Image result for gravity sandra bullock
Sandra Bullock as Ryan in Gravity (2013)

Perhaps this specific focus on male angst and regret speaks less to the standard “bad father figure” archetype than to the ever-growing divide between generations. With technological advances constantly reported to drive children away from their parents and a climate crisis that only entrenches mistrust between those who’ve left the planet in ruin and those left to deal with the aftermath, there’s every reason for those parents to be fearful.

What cuts especially deep is that those responsible for the state of the Earth – like the leads of many of these films – are men who have forgone the needs of their children’s generation in the pursuit of success, whether purposefully or by accident. A second, fictional chance to change the fate of the world allows them to prove themselves worthy of their child’s love and explore emotions that traditional masculinity rejects: take Cooper’s repeated outpourings of anguish for his distant daughter’s dire straits in
Interstellar, or Neil Armstrong’s reclusive episodes of depression and anxiety in First Man.
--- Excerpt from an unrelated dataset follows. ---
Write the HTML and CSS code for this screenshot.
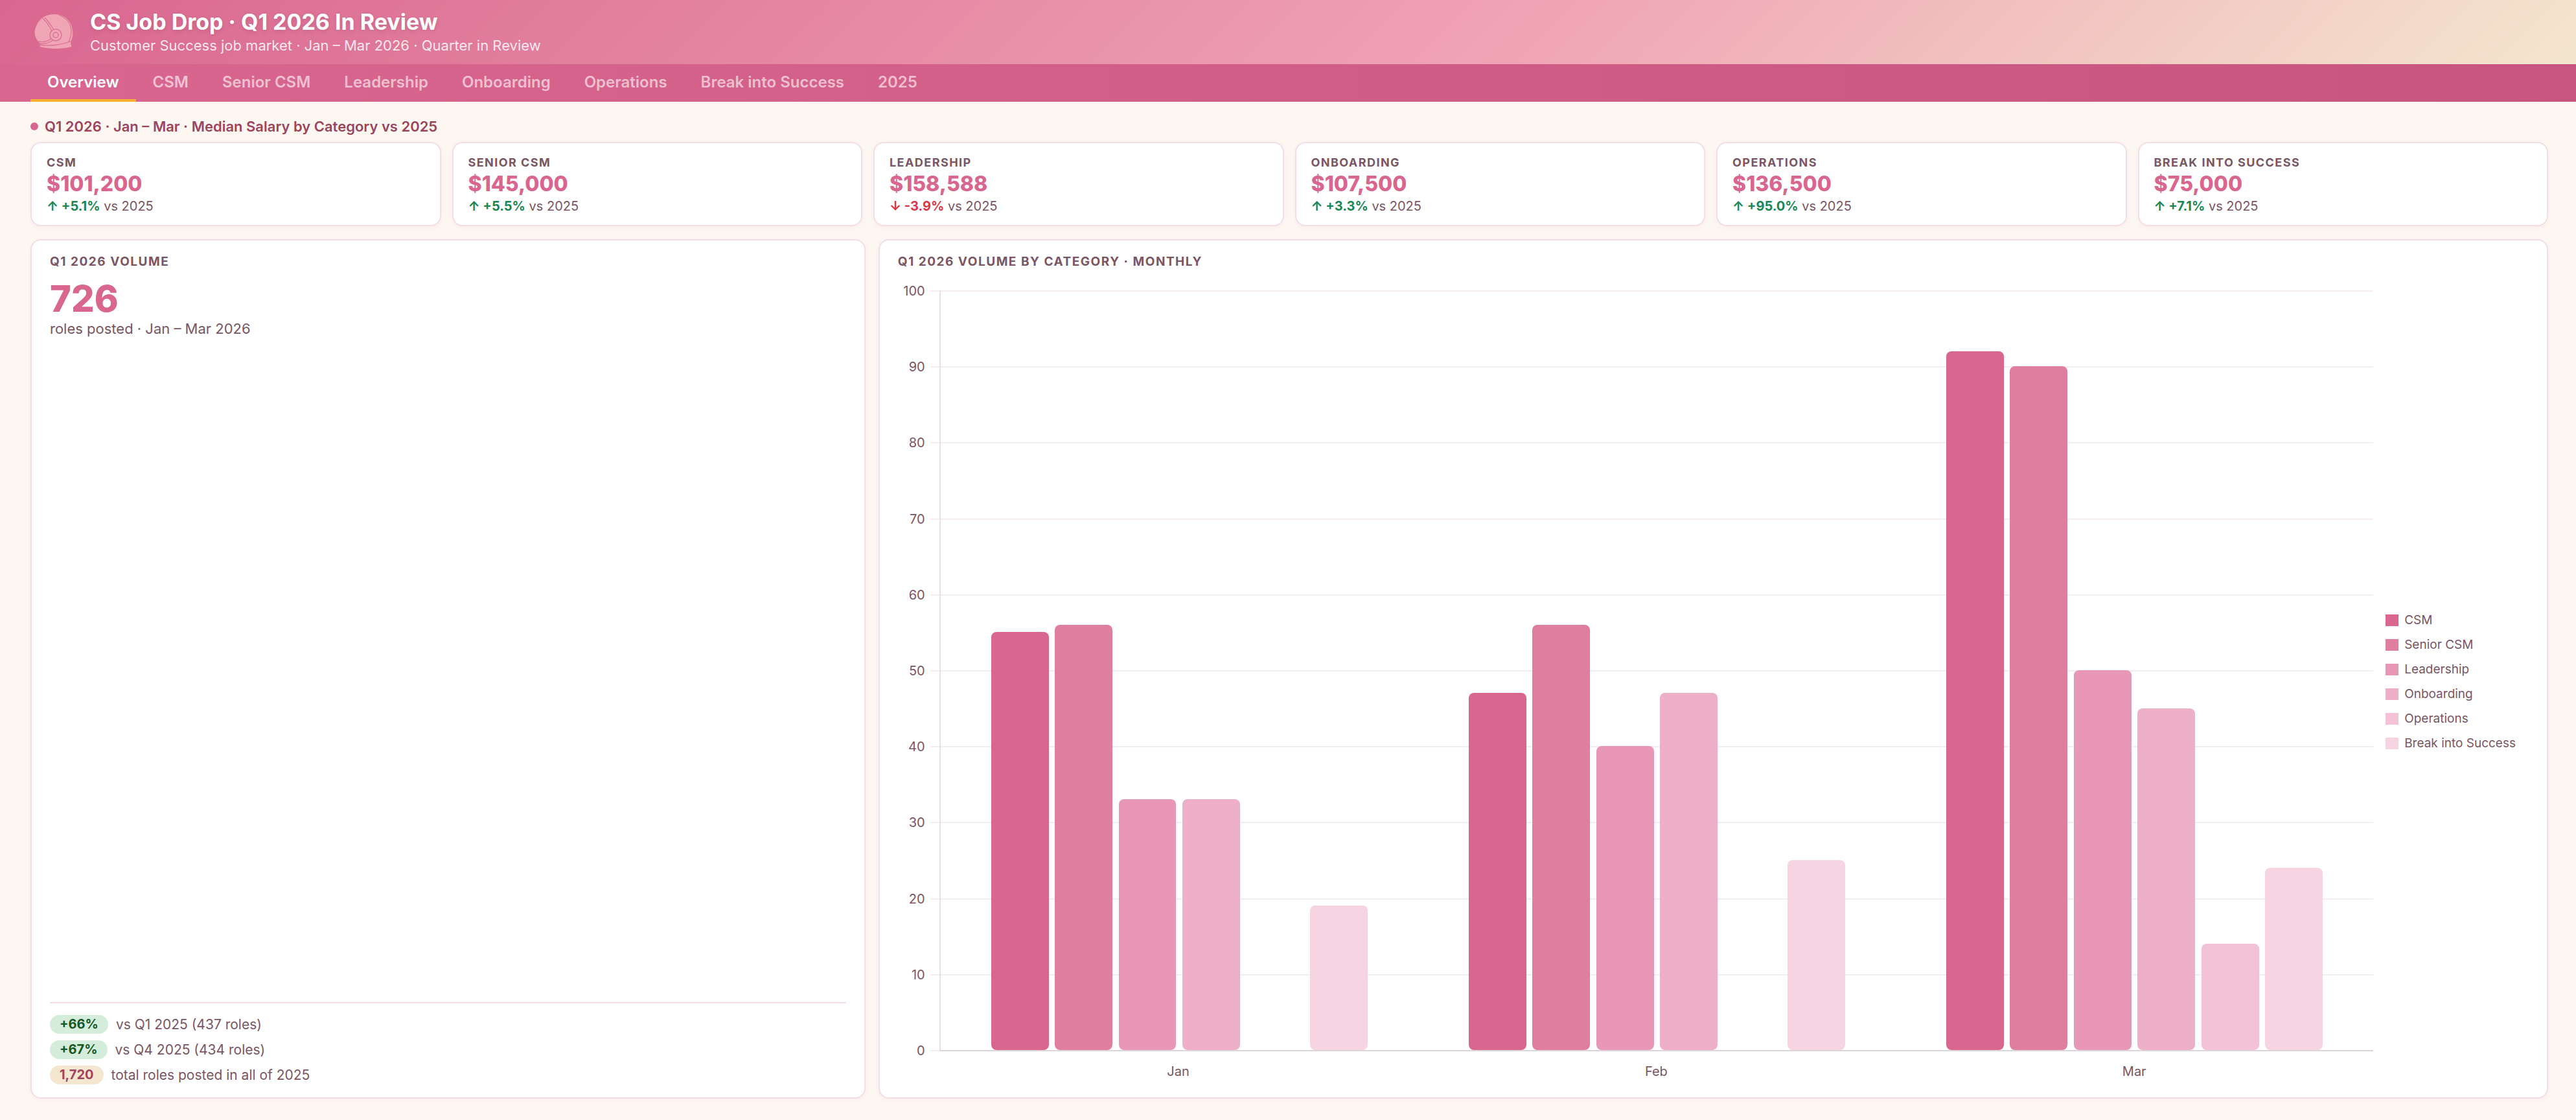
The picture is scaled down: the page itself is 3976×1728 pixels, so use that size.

Ad Astra takes makes the next logical leap. With the father figure adrift somewhere amongst the cosmos, it is now for the child to step up and save not just their own father but the wider human race from a natural phenomenon known as ‘The Surge’. As we see the younger generation now leading the charge when it comes to tackling social and environmental injustice, so too are the cinematic offspring of sad space dads following suit. But the fates of Roy and Clifford McBride are already sealed in an immutable screenplay: those of their real-life counterparts remain perilously unwritten.